These Budget-Friendly, 30-Minute Burger Bowls Are Even Better Than Takeout
Ingredients
- 1 bag frozen French fries
- 1/2 cup mayonnaise
- 2 tablespoons dill pickle juice
- 1 tablespoon ketchup, plus more for serving
- 1 1/2 teaspoons yellow mustard
- 1 teaspoon smoked or sweet paprika, divided
- 3/4 teaspoon garlic powder, divided
- 1/8 teaspoon Worcestershire sauce
- 1 pound 85% lean ground beef
- 1 teaspoon kosher salt
- 1/2 teaspoon freshly ground black pepper
- 1/2 teaspoon onion powder
- Shredded lettuce, diced tomatoes, diced dill pickles, thinly sliced red onions, grated sharp cheddar cheese
Instructions
- 1
Cook the fries: Bake or air fry the french fries according to the package directions.
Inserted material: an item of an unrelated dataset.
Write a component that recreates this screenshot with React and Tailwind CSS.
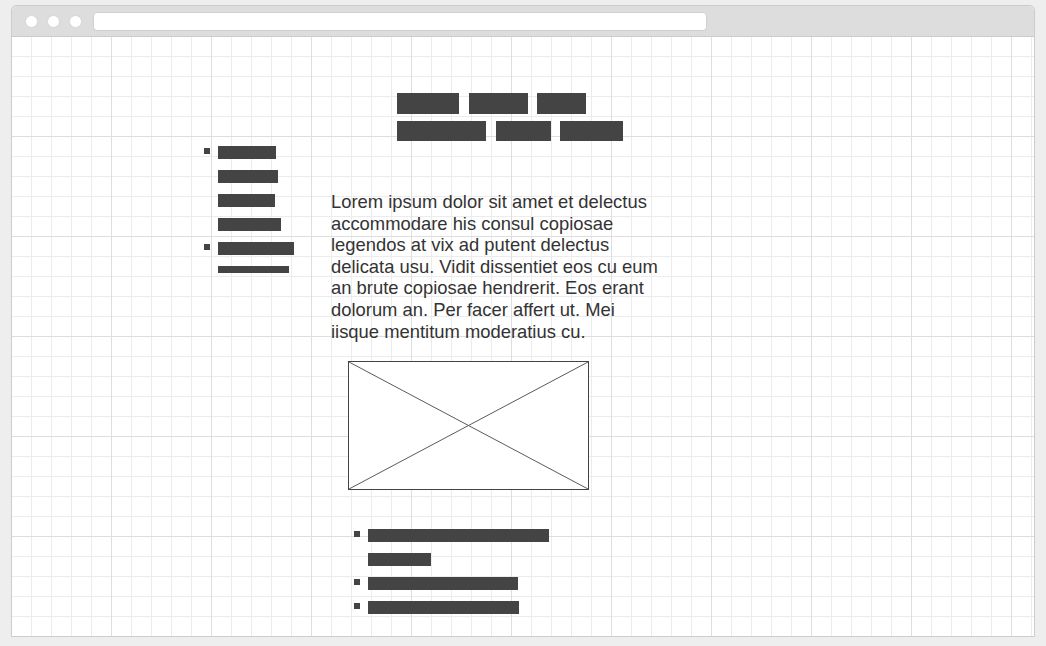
const leftList = [
  { bullet: true, bars: [58, 60, 57, 63] },
  { bullet: true, bars: [76] },
];

const bottomList = [
  { bullet: true, bars: [181, 63] },
  { bullet: true, bars: [150] },
  { bullet: true, bars: [151] },
];

const Bar = ({ w, h = 13 }) => (
  <div className="bg-[#444444]" style={{ width: w, height: h }} />
);

const BulletList = ({ items, last }) => (
  <ul className="flex flex-col">
    {items.map((item, i) => (
      <li key={i} className="flex gap-[8px]">
        <span className="mt-[2px] w-[6px] h-[6px] bg-[#444444] shrink-0" />
        <div className="flex flex-col">
          {item.bars.map((w, j) => (
            <div key={j} className="h-[24px]">
              <Bar w={w} />
            </div>
          ))}
        </div>
      </li>
    ))}
    {last}
  </ul>
);

export default function App() {
  return (
    <div className="w-[1046px] h-[646px] bg-[#eeeeee] pt-[5px] pl-[11px] overflow-hidden font-['Liberation_Sans',Arial,sans-serif]">
      <div className="w-[1024px] h-[632px] border border-[#cccccc] rounded-t-[5px] overflow-hidden flex flex-col bg-white">
        {/* title bar */}
        <div className="h-[31px] shrink-0 bg-[#dddddd] border-b border-[#cccccc] flex items-center pl-[13px]">
          <div className="flex gap-[9px] items-center">
            <span className="w-[13px] h-[13px] rounded-full bg-white border border-[#d6d6d6]" />
            <span className="w-[13px] h-[13px] rounded-full bg-white border border-[#d6d6d6]" />
            <span className="w-[13px] h-[13px] rounded-full bg-white border border-[#d6d6d6]" />
          </div>
          <div className="ml-[11px] w-[614px] h-[19px] bg-white rounded-[4px] border border-[#cfcfcf]" />
        </div>

        {/* grid canvas */}
        <div className="flex-1 bg-[linear-gradient(to_right,transparent_99px,#dedede_99px),linear-gradient(to_bottom,transparent_99px,#dedede_99px),linear-gradient(to_right,transparent_19px,#ececec_19px),linear-gradient(to_bottom,transparent_19px,#ececec_19px)] bg-size-[100px_100px,100px_100px,20px_20px,20px_20px]">
          {/* nav */}
          <div className="pt-[56px] pl-[385px] flex flex-col gap-[7px]">
            <div className="flex">
              <div className="w-[62px] h-[21px] bg-[#444444]" />
              <div className="ml-[10px] w-[59px] h-[21px] bg-[#444444]" />
              <div className="ml-[9px] w-[49px] h-[21px] bg-[#444444]" />
            </div>
            <div className="flex">
              <div className="w-[89px] h-[20px] bg-[#444444]" />
              <div className="ml-[10px] w-[55px] h-[20px] bg-[#444444]" />
              <div className="ml-[9px] w-[63px] h-[20px] bg-[#444444]" />
            </div>
          </div>

          <div className="mt-[5px] pl-[192px] flex">
            {/* sidebar */}
            <div className="w-[127px] shrink-0">
              <BulletList
                items={leftList}
                last={
                  <li className="pl-[14px]">
                    <Bar w={71} h={7} />
                  </li>
                }
              />
            </div>

            {/* main */}
            <div className="pt-[45px] flex flex-col">
              <p className="w-[330px] text-[18.4px] leading-[21.6px] text-[#333333]">
                Lorem ipsum dolor sit amet et delectus accommodare his consul
                copiosae legendos at vix ad putent delectus delicata usu. Vidit
                dissentiet eos cu eum an brute copiosae hendrerit. Eos erant
                dolorum an. Per facer affert ut. Mei iisque mentitum moderatius
                cu.
              </p>

              <div className="mt-[19px] ml-[17px] w-[241px] h-[129px] border border-[#444444] bg-white">
                <svg
                  width="100%"
                  height="100%"
                  viewBox="0 0 239 127"
                  preserveAspectRatio="none"
                >
                  <line x1="0" y1="0" x2="239" y2="127" stroke="#5a5a5a" strokeWidth="1" />
                  <line x1="239" y1="0" x2="0" y2="127" stroke="#5a5a5a" strokeWidth="1" />
                </svg>
              </div>

              <div className="mt-[39px] ml-[23px]">
                <BulletList items={bottomList} />
              </div>
            </div>
          </div>
        </div>
      </div>
    </div>
  );
}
If baking, spread the fries into an even layer on a baking sheet and bake until crisp and lightly browned, typically 20 to 25 minutes, flipping once during cooking.
20 min - 2
Meanwhile, make the sauce: While the fries are cooking, in a medium bowl, stir together the mayonnaise, pickle juice, ketchup, mustard, 1/2 teaspoon paprika, 1/4 teaspoon garlic powder, and a few drops of Worcestershire sauce. Taste and adjust the seasoning, if needed. Set aside.
- 3
Cook the beef: Heat a large skillet over medium-high heat. Add the ground beef and cook, breaking it apart with a spatula or meat chopper, until it's in small crumbles and partly browned, 2 to 3 minutes. Add the salt, pepper, onion powder, remaining 1/2 teaspoon garlic powder, and remaining 1/2 teaspoon paprika and stir everything together. Continue cooking until the beef is browned and cooked through, 3 to 5 minutes. Drain any excess fat, if needed, then cover and keep warm while you prepare the toppings.
2 min - 4
Assemble the bowls and serve: Divide the hot fries among four serving bowls. Add a generous scoop of seasoned beef to each bowl. Nestle in the lettuce, tomatoes, pickles, red onions, cheese, or your other favorite burger toppings. Drizzle with the reserved sauce and extra ketchup, if desired, and serve immediately.